▸ EXERCISE INSTRUCTIONS
Repeat each entry as written and leave the images out of the copy.

▸ ENTRIES SUPPLIED
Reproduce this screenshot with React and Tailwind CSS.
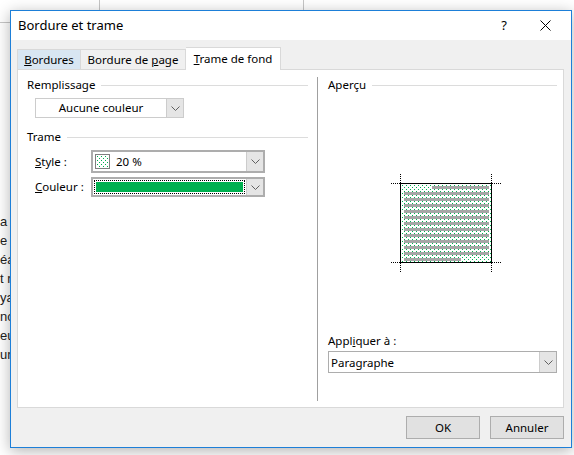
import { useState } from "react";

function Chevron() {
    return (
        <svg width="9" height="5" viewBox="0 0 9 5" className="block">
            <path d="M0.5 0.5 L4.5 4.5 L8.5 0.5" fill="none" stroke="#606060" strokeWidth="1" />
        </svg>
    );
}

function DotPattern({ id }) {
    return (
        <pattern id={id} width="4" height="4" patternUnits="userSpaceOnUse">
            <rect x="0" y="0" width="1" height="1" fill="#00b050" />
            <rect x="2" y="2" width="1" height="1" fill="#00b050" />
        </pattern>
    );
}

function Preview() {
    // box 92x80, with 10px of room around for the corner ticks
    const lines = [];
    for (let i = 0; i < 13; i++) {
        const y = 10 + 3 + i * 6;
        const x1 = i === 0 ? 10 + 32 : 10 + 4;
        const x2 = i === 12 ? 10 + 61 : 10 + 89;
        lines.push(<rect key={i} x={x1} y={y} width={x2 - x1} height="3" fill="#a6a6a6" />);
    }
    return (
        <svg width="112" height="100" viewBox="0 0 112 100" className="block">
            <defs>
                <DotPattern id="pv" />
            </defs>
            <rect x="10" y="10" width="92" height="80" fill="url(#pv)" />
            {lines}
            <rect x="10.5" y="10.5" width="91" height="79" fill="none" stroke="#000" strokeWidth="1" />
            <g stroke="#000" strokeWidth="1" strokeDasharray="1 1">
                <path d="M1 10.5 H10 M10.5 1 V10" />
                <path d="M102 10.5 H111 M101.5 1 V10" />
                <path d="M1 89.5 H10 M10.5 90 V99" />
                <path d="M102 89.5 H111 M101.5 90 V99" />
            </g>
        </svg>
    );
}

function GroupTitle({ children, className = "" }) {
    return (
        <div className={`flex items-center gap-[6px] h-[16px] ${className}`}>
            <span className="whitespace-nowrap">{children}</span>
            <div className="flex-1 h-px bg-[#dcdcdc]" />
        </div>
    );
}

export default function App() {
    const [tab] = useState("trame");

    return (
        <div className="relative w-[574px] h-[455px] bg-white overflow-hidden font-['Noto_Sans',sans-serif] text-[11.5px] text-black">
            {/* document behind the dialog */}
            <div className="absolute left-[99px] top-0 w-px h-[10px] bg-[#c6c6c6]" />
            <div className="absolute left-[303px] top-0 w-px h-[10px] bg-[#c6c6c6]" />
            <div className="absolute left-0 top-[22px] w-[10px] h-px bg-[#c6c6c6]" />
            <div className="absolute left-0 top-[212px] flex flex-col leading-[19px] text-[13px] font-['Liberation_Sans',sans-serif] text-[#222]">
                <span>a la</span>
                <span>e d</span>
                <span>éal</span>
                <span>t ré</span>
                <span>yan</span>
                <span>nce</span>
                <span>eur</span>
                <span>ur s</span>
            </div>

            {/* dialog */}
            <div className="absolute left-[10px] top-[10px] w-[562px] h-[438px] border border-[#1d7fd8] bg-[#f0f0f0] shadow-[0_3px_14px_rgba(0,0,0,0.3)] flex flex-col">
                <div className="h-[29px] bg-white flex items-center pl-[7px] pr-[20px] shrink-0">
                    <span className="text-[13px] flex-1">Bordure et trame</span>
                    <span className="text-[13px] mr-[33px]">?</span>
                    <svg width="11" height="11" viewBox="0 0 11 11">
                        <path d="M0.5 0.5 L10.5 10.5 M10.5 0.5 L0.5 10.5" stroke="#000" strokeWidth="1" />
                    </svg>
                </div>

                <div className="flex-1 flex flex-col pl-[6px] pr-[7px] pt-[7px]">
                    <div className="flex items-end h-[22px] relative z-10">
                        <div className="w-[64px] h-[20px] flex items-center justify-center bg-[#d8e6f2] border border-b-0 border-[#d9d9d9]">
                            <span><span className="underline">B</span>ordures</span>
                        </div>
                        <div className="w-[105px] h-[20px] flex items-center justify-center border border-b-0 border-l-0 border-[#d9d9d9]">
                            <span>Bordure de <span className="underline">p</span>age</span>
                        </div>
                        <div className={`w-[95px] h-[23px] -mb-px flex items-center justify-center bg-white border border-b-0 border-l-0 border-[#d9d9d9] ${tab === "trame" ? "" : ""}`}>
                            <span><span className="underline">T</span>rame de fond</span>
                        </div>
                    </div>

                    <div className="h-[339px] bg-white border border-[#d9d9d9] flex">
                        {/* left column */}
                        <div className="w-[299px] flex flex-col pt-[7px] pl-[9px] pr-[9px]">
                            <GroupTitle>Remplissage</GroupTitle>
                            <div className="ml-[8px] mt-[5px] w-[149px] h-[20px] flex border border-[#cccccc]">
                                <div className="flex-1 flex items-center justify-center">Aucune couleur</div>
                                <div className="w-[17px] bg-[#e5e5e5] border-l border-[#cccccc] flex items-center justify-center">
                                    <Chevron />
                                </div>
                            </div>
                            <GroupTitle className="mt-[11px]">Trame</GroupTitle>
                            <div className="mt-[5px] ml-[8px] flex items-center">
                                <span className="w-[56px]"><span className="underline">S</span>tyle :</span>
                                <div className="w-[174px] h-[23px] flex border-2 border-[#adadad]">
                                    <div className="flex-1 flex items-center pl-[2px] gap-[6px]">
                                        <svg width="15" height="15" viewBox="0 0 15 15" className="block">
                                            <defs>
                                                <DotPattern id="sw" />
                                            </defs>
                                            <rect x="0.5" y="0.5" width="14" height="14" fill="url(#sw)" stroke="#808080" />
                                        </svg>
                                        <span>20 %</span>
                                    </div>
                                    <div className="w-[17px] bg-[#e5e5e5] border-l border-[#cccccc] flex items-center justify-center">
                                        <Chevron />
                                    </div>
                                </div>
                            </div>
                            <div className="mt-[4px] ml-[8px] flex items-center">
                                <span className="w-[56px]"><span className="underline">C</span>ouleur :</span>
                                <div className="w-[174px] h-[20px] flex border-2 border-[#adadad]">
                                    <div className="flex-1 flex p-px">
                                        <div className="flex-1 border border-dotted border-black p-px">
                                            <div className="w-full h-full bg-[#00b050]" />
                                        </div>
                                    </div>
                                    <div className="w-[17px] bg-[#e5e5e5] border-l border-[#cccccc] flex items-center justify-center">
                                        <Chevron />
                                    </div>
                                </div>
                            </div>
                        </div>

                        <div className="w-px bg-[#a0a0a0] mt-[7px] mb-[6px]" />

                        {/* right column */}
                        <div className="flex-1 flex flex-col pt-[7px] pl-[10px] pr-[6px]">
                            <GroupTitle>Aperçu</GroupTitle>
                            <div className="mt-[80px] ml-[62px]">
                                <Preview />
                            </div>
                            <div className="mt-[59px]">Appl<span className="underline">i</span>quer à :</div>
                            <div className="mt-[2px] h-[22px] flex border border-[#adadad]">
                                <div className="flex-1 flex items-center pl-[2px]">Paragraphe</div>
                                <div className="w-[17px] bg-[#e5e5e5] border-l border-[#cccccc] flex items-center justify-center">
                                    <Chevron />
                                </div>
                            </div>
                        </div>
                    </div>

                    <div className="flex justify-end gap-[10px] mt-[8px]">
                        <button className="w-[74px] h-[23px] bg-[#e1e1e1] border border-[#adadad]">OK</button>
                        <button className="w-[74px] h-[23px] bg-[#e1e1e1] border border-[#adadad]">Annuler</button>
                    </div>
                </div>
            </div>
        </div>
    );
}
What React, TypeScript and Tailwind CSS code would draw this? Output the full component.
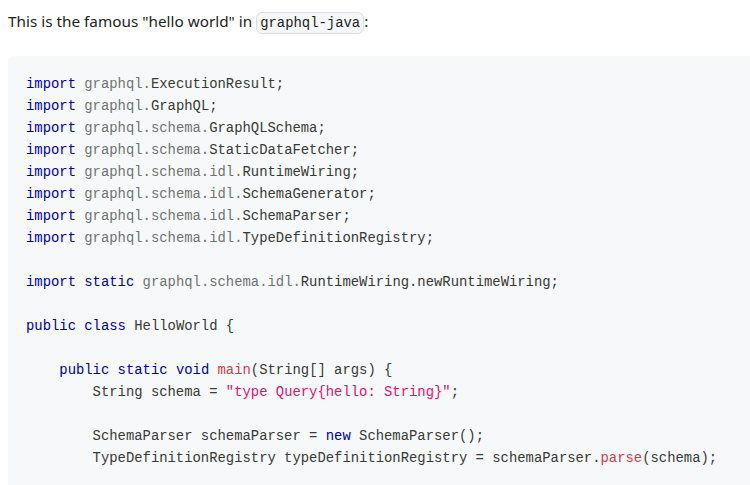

▸ TASK ANSWER
Reproduce this screenshot with React and Tailwind CSS.
import { useState } from "react";

function Chevron() {
    return (
        <svg width="9" height="5" viewBox="0 0 9 5" className="block">
            <path d="M0.5 0.5 L4.5 4.5 L8.5 0.5" fill="none" stroke="#606060" strokeWidth="1" />
        </svg>
    );
}

function DotPattern({ id }) {
    return (
        <pattern id={id} width="4" height="4" patternUnits="userSpaceOnUse">
            <rect x="0" y="0" width="1" height="1" fill="#00b050" />
            <rect x="2" y="2" width="1" height="1" fill="#00b050" />
        </pattern>
    );
}

function Preview() {
    // box 92x80, with 10px of room around for the corner ticks
    const lines = [];
    for (let i = 0; i < 13; i++) {
        const y = 10 + 3 + i * 6;
        const x1 = i === 0 ? 10 + 32 : 10 + 4;
        const x2 = i === 12 ? 10 + 61 : 10 + 89;
        lines.push(<rect key={i} x={x1} y={y} width={x2 - x1} height="3" fill="#a6a6a6" />);
    }
    return (
        <svg width="112" height="100" viewBox="0 0 112 100" className="block">
            <defs>
                <DotPattern id="pv" />
            </defs>
            <rect x="10" y="10" width="92" height="80" fill="url(#pv)" />
            {lines}
            <rect x="10.5" y="10.5" width="91" height="79" fill="none" stroke="#000" strokeWidth="1" />
            <g stroke="#000" strokeWidth="1" strokeDasharray="1 1">
                <path d="M1 10.5 H10 M10.5 1 V10" />
                <path d="M102 10.5 H111 M101.5 1 V10" />
                <path d="M1 89.5 H10 M10.5 90 V99" />
                <path d="M102 89.5 H111 M101.5 90 V99" />
            </g>
        </svg>
    );
}

function GroupTitle({ children, className = "" }) {
    return (
        <div className={`flex items-center gap-[6px] h-[16px] ${className}`}>
            <span className="whitespace-nowrap">{children}</span>
            <div className="flex-1 h-px bg-[#dcdcdc]" />
        </div>
    );
}

export default function App() {
    const [tab] = useState("trame");

    return (
        <div className="relative w-[574px] h-[455px] bg-white overflow-hidden font-['Noto_Sans',sans-serif] text-[11.5px] text-black">
            {/* document behind the dialog */}
            <div className="absolute left-[99px] top-0 w-px h-[10px] bg-[#c6c6c6]" />
            <div className="absolute left-[303px] top-0 w-px h-[10px] bg-[#c6c6c6]" />
            <div className="absolute left-0 top-[22px] w-[10px] h-px bg-[#c6c6c6]" />
            <div className="absolute left-0 top-[212px] flex flex-col leading-[19px] text-[13px] font-['Liberation_Sans',sans-serif] text-[#222]">
                <span>a la</span>
                <span>e d</span>
                <span>éal</span>
                <span>t ré</span>
                <span>yan</span>
                <span>nce</span>
                <span>eur</span>
                <span>ur s</span>
            </div>

            {/* dialog */}
            <div className="absolute left-[10px] top-[10px] w-[562px] h-[438px] border border-[#1d7fd8] bg-[#f0f0f0] shadow-[0_3px_14px_rgba(0,0,0,0.3)] flex flex-col">
                <div className="h-[29px] bg-white flex items-center pl-[7px] pr-[20px] shrink-0">
                    <span className="text-[13px] flex-1">Bordure et trame</span>
                    <span className="text-[13px] mr-[33px]">?</span>
                    <svg width="11" height="11" viewBox="0 0 11 11">
                        <path d="M0.5 0.5 L10.5 10.5 M10.5 0.5 L0.5 10.5" stroke="#000" strokeWidth="1" />
                    </svg>
                </div>

                <div className="flex-1 flex flex-col pl-[6px] pr-[7px] pt-[7px]">
                    <div className="flex items-end h-[22px] relative z-10">
                        <div className="w-[64px] h-[20px] flex items-center justify-center bg-[#d8e6f2] border border-b-0 border-[#d9d9d9]">
                            <span><span className="underline">B</span>ordures</span>
                        </div>
                        <div className="w-[105px] h-[20px] flex items-center justify-center border border-b-0 border-l-0 border-[#d9d9d9]">
                            <span>Bordure de <span className="underline">p</span>age</span>
                        </div>
                        <div className={`w-[95px] h-[23px] -mb-px flex items-center justify-center bg-white border border-b-0 border-l-0 border-[#d9d9d9] ${tab === "trame" ? "" : ""}`}>
                            <span><span className="underline">T</span>rame de fond</span>
                        </div>
                    </div>

                    <div className="h-[339px] bg-white border border-[#d9d9d9] flex">
                        {/* left column */}
                        <div className="w-[299px] flex flex-col pt-[7px] pl-[9px] pr-[9px]">
                            <GroupTitle>Remplissage</GroupTitle>
                            <div className="ml-[8px] mt-[5px] w-[149px] h-[20px] flex border border-[#cccccc]">
                                <div className="flex-1 flex items-center justify-center">Aucune couleur</div>
                                <div className="w-[17px] bg-[#e5e5e5] border-l border-[#cccccc] flex items-center justify-center">
                                    <Chevron />
                                </div>
                            </div>
                            <GroupTitle className="mt-[11px]">Trame</GroupTitle>
                            <div className="mt-[5px] ml-[8px] flex items-center">
                                <span className="w-[56px]"><span className="underline">S</span>tyle :</span>
                                <div className="w-[174px] h-[23px] flex border-2 border-[#adadad]">
                                    <div className="flex-1 flex items-center pl-[2px] gap-[6px]">
                                        <svg width="15" height="15" viewBox="0 0 15 15" className="block">
                                            <defs>
                                                <DotPattern id="sw" />
                                            </defs>
                                            <rect x="0.5" y="0.5" width="14" height="14" fill="url(#sw)" stroke="#808080" />
                                        </svg>
                                        <span>20 %</span>
                                    </div>
                                    <div className="w-[17px] bg-[#e5e5e5] border-l border-[#cccccc] flex items-center justify-center">
                                        <Chevron />
                                    </div>
                                </div>
                            </div>
                            <div className="mt-[4px] ml-[8px] flex items-center">
                                <span className="w-[56px]"><span className="underline">C</span>ouleur :</span>
                                <div className="w-[174px] h-[20px] flex border-2 border-[#adadad]">
                                    <div className="flex-1 flex p-px">
                                        <div className="flex-1 border border-dotted border-black p-px">
                                            <div className="w-full h-full bg-[#00b050]" />
                                        </div>
                                    </div>
                                    <div className="w-[17px] bg-[#e5e5e5] border-l border-[#cccccc] flex items-center justify-center">
                                        <Chevron />
                                    </div>
                                </div>
                            </div>
                        </div>

                        <div className="w-px bg-[#a0a0a0] mt-[7px] mb-[6px]" />

                        {/* right column */}
                        <div className="flex-1 flex flex-col pt-[7px] pl-[10px] pr-[6px]">
                            <GroupTitle>Aperçu</GroupTitle>
                            <div className="mt-[80px] ml-[62px]">
                                <Preview />
                            </div>
                            <div className="mt-[59px]">Appl<span className="underline">i</span>quer à :</div>
                            <div className="mt-[2px] h-[22px] flex border border-[#adadad]">
                                <div className="flex-1 flex items-center pl-[2px]">Paragraphe</div>
                                <div className="w-[17px] bg-[#e5e5e5] border-l border-[#cccccc] flex items-center justify-center">
                                    <Chevron />
                                </div>
                            </div>
                        </div>
                    </div>

                    <div className="flex justify-end gap-[10px] mt-[8px]">
                        <button className="w-[74px] h-[23px] bg-[#e1e1e1] border border-[#adadad]">OK</button>
                        <button className="w-[74px] h-[23px] bg-[#e1e1e1] border border-[#adadad]">Annuler</button>
                    </div>
                </div>
            </div>
        </div>
    );
}
What React, TypeScript and Tailwind CSS code would draw this? Output the full component.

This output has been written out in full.